The Reserve Bank of India (RBI) has issued a warning about fake videos being spread on social media. These “deepfake” videos falsely show RBI Governor Shaktikanta Das promoting investment schemes. The central bank has made it clear that these videos are fake and that neither the Governor nor the RBI supports or launches any investment programs.

In a statement, the RBI said, “It has come to our notice that fake videos of the Governor are being circulated on social media. These videos falsely claim the launch of or support for certain investment schemes by the RBI.”

The RBI emphasized that none of its officials are involved in such activities. The bank also urged the public to avoid engaging with or trusting these videos, which are designed to mislead and scam people.

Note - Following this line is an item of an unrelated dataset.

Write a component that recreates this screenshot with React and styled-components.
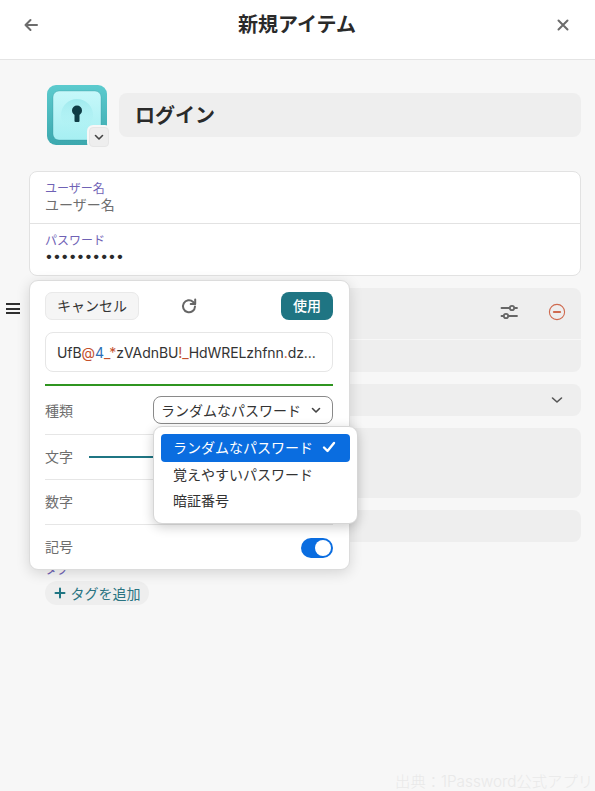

Deepfake technology uses artificial intelligence to create realistic videos that can easily trick viewers. This is not the first time fake videos have targeted financial institutions. Earlier this year, the National Stock Exchange (NSE) faced a similar problem. A deepfake video of its Managing Director and CEO, Ashishkumar Chauhan, was shared online. The fake video featured him recommending stocks, which led to confusion among investors.

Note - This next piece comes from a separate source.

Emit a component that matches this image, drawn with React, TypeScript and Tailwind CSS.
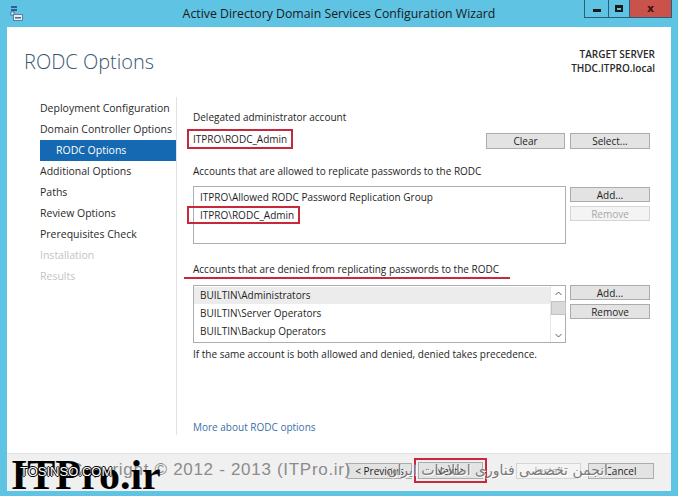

This issue is not limited to the RBI and NSE. Fake videos of well-known business leaders have also circulated on social media. In these videos, the leaders appear to give stock recommendations or business advice, but they are completely fake. Scammers use these deepfakes to take advantage of people’s trust in authority figures.

Financial institutions and stock exchanges are now taking steps to address these scams. They monitor news and social media to detect fake information about companies. If false or unverified news is found, the exchanges ask the companies involved to confirm or deny it. This helps protect investors from making decisions based on lies.

The RBI’s warning serves as a reminder to be cautious online. If you see a video claiming to feature a trusted figure giving financial advice, double-check its authenticity. Official announcements from the RBI or other institutions will always come through their verified channels.

These scams are a serious problem. They not only mislead people but also erode trust in financial systems. Deepfake technology is becoming more advanced, making it harder to distinguish real videos from fake ones. To stay safe, always verify information before acting on it.

The RBI is committed to protecting the public from such scams. Its warning is a call to be vigilant and not fall prey to fake videos. As technology evolves, it’s crucial to stay informed and cautious. Trust only verified sources and think twice before acting on information from unknown or unofficial channels.

Stay alert and don’t let scammers take advantage of you.